**GOAL:** Repeat the material below word for word and leave out all pictures.

.....

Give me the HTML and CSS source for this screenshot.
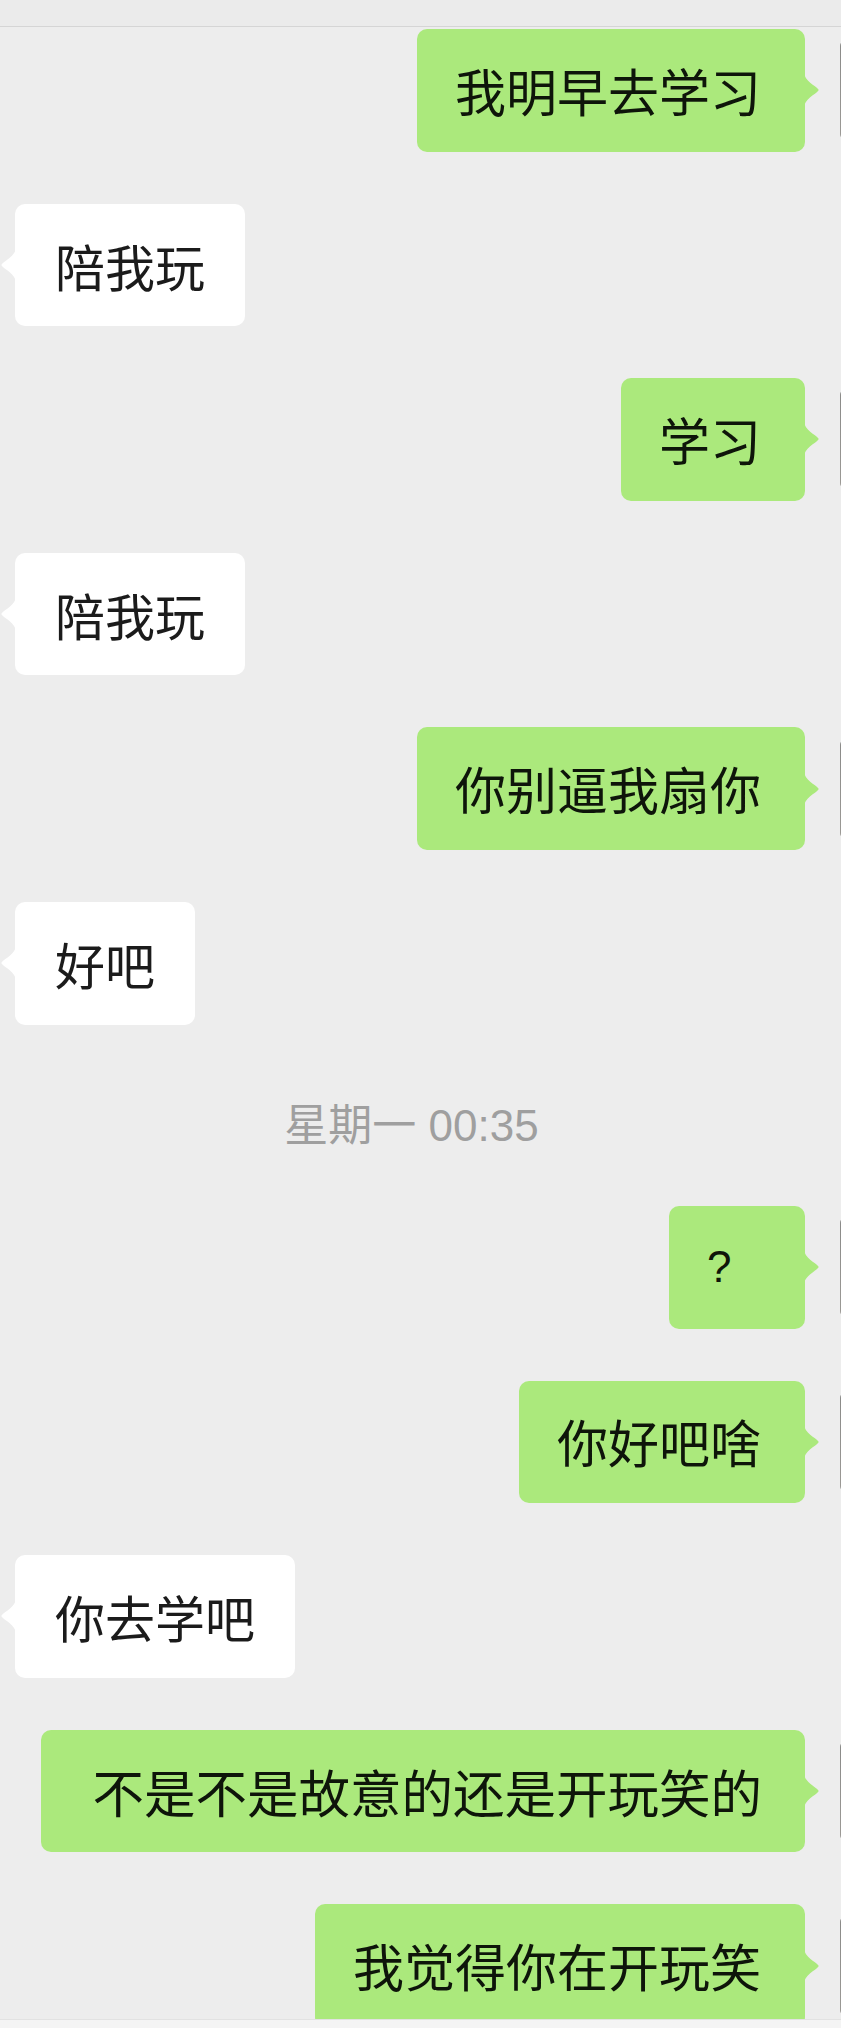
FILE: index.html
```html
<!DOCTYPE html>
<html lang="zh-CN">
<head>
<meta charset="utf-8">
<title>聊天记录</title>
<link rel="stylesheet" href="styles.css">
</head>
<body>
<div class="screen">
  <div class="topbar"></div>
  <div class="chat">
    <div class="row me">
      <div class="bubble green">我明早去学习<svg class="tail tail-r" viewBox="0 0 15 36"><path d="M0,0 C0,9 12,14 14,17 C15,18.5 15,17.5 14,19 C12,22 0,27 0,36 Z"/></svg></div>
      <div class="avatar"></div>
    </div>
    <div class="row other">
      <div class="bubble white"><svg class="tail tail-l" viewBox="0 0 15 36"><path d="M15,0 C15,9 3,14 1,17 C0,18.5 0,17.5 1,19 C3,22 15,27 15,36 Z"/></svg>陪我玩</div>
    </div>
    <div class="row me">
      <div class="bubble green">学习<svg class="tail tail-r" viewBox="0 0 15 36"><path d="M0,0 C0,9 12,14 14,17 C15,18.5 15,17.5 14,19 C12,22 0,27 0,36 Z"/></svg></div>
      <div class="avatar"></div>
    </div>
    <div class="row other">
      <div class="bubble white"><svg class="tail tail-l" viewBox="0 0 15 36"><path d="M15,0 C15,9 3,14 1,17 C0,18.5 0,17.5 1,19 C3,22 15,27 15,36 Z"/></svg>陪我玩</div>
    </div>
    <div class="row me">
      <div class="bubble green">你别逼我扇你<svg class="tail tail-r" viewBox="0 0 15 36"><path d="M0,0 C0,9 12,14 14,17 C15,18.5 15,17.5 14,19 C12,22 0,27 0,36 Z"/></svg></div>
      <div class="avatar"></div>
    </div>
    <div class="row other">
      <div class="bubble white"><svg class="tail tail-l" viewBox="0 0 15 36"><path d="M15,0 C15,9 3,14 1,17 C0,18.5 0,17.5 1,19 C3,22 15,27 15,36 Z"/></svg>好吧</div>
    </div>
    <div class="time">星期一 00:35</div>
    <div class="row me">
      <div class="bubble green q"><span class="qmark">?</span><svg class="tail tail-r" viewBox="0 0 15 36"><path d="M0,0 C0,9 12,14 14,17 C15,18.5 15,17.5 14,19 C12,22 0,27 0,36 Z"/></svg></div>
      <div class="avatar"></div>
    </div>
    <div class="row me">
      <div class="bubble green">你好吧啥<svg class="tail tail-r" viewBox="0 0 15 36"><path d="M0,0 C0,9 12,14 14,17 C15,18.5 15,17.5 14,19 C12,22 0,27 0,36 Z"/></svg></div>
      <div class="avatar"></div>
    </div>
    <div class="row other">
      <div class="bubble white"><svg class="tail tail-l" viewBox="0 0 15 36"><path d="M15,0 C15,9 3,14 1,17 C0,18.5 0,17.5 1,19 C3,22 15,27 15,36 Z"/></svg>你去学吧</div>
    </div>
    <div class="row me">
      <div class="bubble green wide">不是不是故意的还是开玩笑的<svg class="tail tail-r" viewBox="0 0 15 36"><path d="M0,0 C0,9 12,14 14,17 C15,18.5 15,17.5 14,19 C12,22 0,27 0,36 Z"/></svg></div>
      <div class="avatar"></div>
    </div>
    <div class="row me">
      <div class="bubble green">我觉得你在开玩笑<svg class="tail tail-r" viewBox="0 0 15 36"><path d="M0,0 C0,9 12,14 14,17 C15,18.5 15,17.5 14,19 C12,22 0,27 0,36 Z"/></svg></div>
      <div class="avatar"></div>
    </div>
  </div>
  <div class="bottombar"></div>
</div>
</body>
</html>
```
FILE: styles.css
```css
html, body {
  margin: 0;
  padding: 0;
  background: #ededed;
}

.screen {
  width: 841px;
  height: 2028px;
  display: flex;
  flex-direction: column;
  overflow: hidden;
  background: #ededed;
  font-family: "Noto Sans CJK SC", "Noto Sans", sans-serif;
}

.topbar {
  height: 26px;
  flex: none;
  background: #ebebeb;
  border-bottom: 1px solid #d5d5d5;
}

.chat {
  flex: 1;
  min-height: 0;
  overflow: hidden;
  padding-top: 2px;
  display: flex;
  flex-direction: column;
  gap: 52px;
}

.row {
  flex: none;
  height: 122.6px;
  display: flex;
  align-items: center;
}

.row.me {
  justify-content: flex-end;
}

.row.other {
  justify-content: flex-start;
  padding-left: 15px;
}

.bubble {
  position: relative;
  height: 122.6px;
  box-sizing: border-box;
  display: flex;
  align-items: center;
  border-radius: 10px;
  line-height: 1;
  white-space: nowrap;
}

.bubble.green {
  background: #abe97c;
  color: #0e150a;
  margin-right: 35px;
  font-size: 51px;
  padding: 0 44px 0 38px;
}

.bubble.white {
  background: #ffffff;
  color: #1b1b1b;
  font-size: 50px;
  padding: 0 40px;
}

.bubble.wide {
  font-size: 51.5px;
  padding-left: 51px;
  padding-right: 43px;
}

.bubble.q {
  padding-left: 38px;
  padding-right: 44px;
}

.qmark {
  display: inline-block;
  width: 54px;
  font-family: "Liberation Sans", sans-serif;
  font-size: 44px;
}

.tail {
  position: absolute;
  top: 50%;
  width: 15px;
  height: 36px;
  margin-top: -18px;
}

.tail-r {
  right: -14px;
  fill: #abe97c;
}

.tail-l {
  left: -14px;
  fill: #ffffff;
}

.avatar {
  flex: none;
  width: 100px;
  height: 100px;
  margin-right: -99px;
  border-radius: 6px;
  background: linear-gradient(180deg, #8a8a88, #9c9a96);
}

.time {
  flex: none;
  height: 77.4px;
  box-sizing: border-box;
  padding: 20px 18px 0 0;
  line-height: 57.4px;
  text-align: center;
  font-size: 44px;
  color: #9f9f9f;
  font-family: "Liberation Sans", "Noto Sans CJK SC", sans-serif;
}

.bottombar {
  height: 8px;
  flex: none;
  background: #f4f4f4;
  border-top: 1px solid #e2e2e2;
}
```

.....

**RESPONSE TO THE TASK:**
Give me the HTML and CSS source for this screenshot.
FILE: index.html
```html
<!DOCTYPE html>
<html lang="zh-CN">
<head>
<meta charset="utf-8">
<title>聊天记录</title>
<link rel="stylesheet" href="styles.css">
</head>
<body>
<div class="screen">
  <div class="topbar"></div>
  <div class="chat">
    <div class="row me">
      <div class="bubble green">我明早去学习<svg class="tail tail-r" viewBox="0 0 15 36"><path d="M0,0 C0,9 12,14 14,17 C15,18.5 15,17.5 14,19 C12,22 0,27 0,36 Z"/></svg></div>
      <div class="avatar"></div>
    </div>
    <div class="row other">
      <div class="bubble white"><svg class="tail tail-l" viewBox="0 0 15 36"><path d="M15,0 C15,9 3,14 1,17 C0,18.5 0,17.5 1,19 C3,22 15,27 15,36 Z"/></svg>陪我玩</div>
    </div>
    <div class="row me">
      <div class="bubble green">学习<svg class="tail tail-r" viewBox="0 0 15 36"><path d="M0,0 C0,9 12,14 14,17 C15,18.5 15,17.5 14,19 C12,22 0,27 0,36 Z"/></svg></div>
      <div class="avatar"></div>
    </div>
    <div class="row other">
      <div class="bubble white"><svg class="tail tail-l" viewBox="0 0 15 36"><path d="M15,0 C15,9 3,14 1,17 C0,18.5 0,17.5 1,19 C3,22 15,27 15,36 Z"/></svg>陪我玩</div>
    </div>
    <div class="row me">
      <div class="bubble green">你别逼我扇你<svg class="tail tail-r" viewBox="0 0 15 36"><path d="M0,0 C0,9 12,14 14,17 C15,18.5 15,17.5 14,19 C12,22 0,27 0,36 Z"/></svg></div>
      <div class="avatar"></div>
    </div>
    <div class="row other">
      <div class="bubble white"><svg class="tail tail-l" viewBox="0 0 15 36"><path d="M15,0 C15,9 3,14 1,17 C0,18.5 0,17.5 1,19 C3,22 15,27 15,36 Z"/></svg>好吧</div>
    </div>
    <div class="time">星期一 00:35</div>
    <div class="row me">
      <div class="bubble green q"><span class="qmark">?</span><svg class="tail tail-r" viewBox="0 0 15 36"><path d="M0,0 C0,9 12,14 14,17 C15,18.5 15,17.5 14,19 C12,22 0,27 0,36 Z"/></svg></div>
      <div class="avatar"></div>
    </div>
    <div class="row me">
      <div class="bubble green">你好吧啥<svg class="tail tail-r" viewBox="0 0 15 36"><path d="M0,0 C0,9 12,14 14,17 C15,18.5 15,17.5 14,19 C12,22 0,27 0,36 Z"/></svg></div>
      <div class="avatar"></div>
    </div>
    <div class="row other">
      <div class="bubble white"><svg class="tail tail-l" viewBox="0 0 15 36"><path d="M15,0 C15,9 3,14 1,17 C0,18.5 0,17.5 1,19 C3,22 15,27 15,36 Z"/></svg>你去学吧</div>
    </div>
    <div class="row me">
      <div class="bubble green wide">不是不是故意的还是开玩笑的<svg class="tail tail-r" viewBox="0 0 15 36"><path d="M0,0 C0,9 12,14 14,17 C15,18.5 15,17.5 14,19 C12,22 0,27 0,36 Z"/></svg></div>
      <div class="avatar"></div>
    </div>
    <div class="row me">
      <div class="bubble green">我觉得你在开玩笑<svg class="tail tail-r" viewBox="0 0 15 36"><path d="M0,0 C0,9 12,14 14,17 C15,18.5 15,17.5 14,19 C12,22 0,27 0,36 Z"/></svg></div>
      <div class="avatar"></div>
    </div>
  </div>
  <div class="bottombar"></div>
</div>
</body>
</html>
```
FILE: styles.css
```css
html, body {
  margin: 0;
  padding: 0;
  background: #ededed;
}

.screen {
  width: 841px;
  height: 2028px;
  display: flex;
  flex-direction: column;
  overflow: hidden;
  background: #ededed;
  font-family: "Noto Sans CJK SC", "Noto Sans", sans-serif;
}

.topbar {
  height: 26px;
  flex: none;
  background: #ebebeb;
  border-bottom: 1px solid #d5d5d5;
}

.chat {
  flex: 1;
  min-height: 0;
  overflow: hidden;
  padding-top: 2px;
  display: flex;
  flex-direction: column;
  gap: 52px;
}

.row {
  flex: none;
  height: 122.6px;
  display: flex;
  align-items: center;
}

.row.me {
  justify-content: flex-end;
}

.row.other {
  justify-content: flex-start;
  padding-left: 15px;
}

.bubble {
  position: relative;
  height: 122.6px;
  box-sizing: border-box;
  display: flex;
  align-items: center;
  border-radius: 10px;
  line-height: 1;
  white-space: nowrap;
}

.bubble.green {
  background: #abe97c;
  color: #0e150a;
  margin-right: 35px;
  font-size: 51px;
  padding: 0 44px 0 38px;
}

.bubble.white {
  background: #ffffff;
  color: #1b1b1b;
  font-size: 50px;
  padding: 0 40px;
}

.bubble.wide {
  font-size: 51.5px;
  padding-left: 51px;
  padding-right: 43px;
}

.bubble.q {
  padding-left: 38px;
  padding-right: 44px;
}

.qmark {
  display: inline-block;
  width: 54px;
  font-family: "Liberation Sans", sans-serif;
  font-size: 44px;
}

.tail {
  position: absolute;
  top: 50%;
  width: 15px;
  height: 36px;
  margin-top: -18px;
}

.tail-r {
  right: -14px;
  fill: #abe97c;
}

.tail-l {
  left: -14px;
  fill: #ffffff;
}

.avatar {
  flex: none;
  width: 100px;
  height: 100px;
  margin-right: -99px;
  border-radius: 6px;
  background: linear-gradient(180deg, #8a8a88, #9c9a96);
}

.time {
  flex: none;
  height: 77.4px;
  box-sizing: border-box;
  padding: 20px 18px 0 0;
  line-height: 57.4px;
  text-align: center;
  font-size: 44px;
  color: #9f9f9f;
  font-family: "Liberation Sans", "Noto Sans CJK SC", sans-serif;
}

.bottombar {
  height: 8px;
  flex: none;
  background: #f4f4f4;
  border-top: 1px solid #e2e2e2;
}
```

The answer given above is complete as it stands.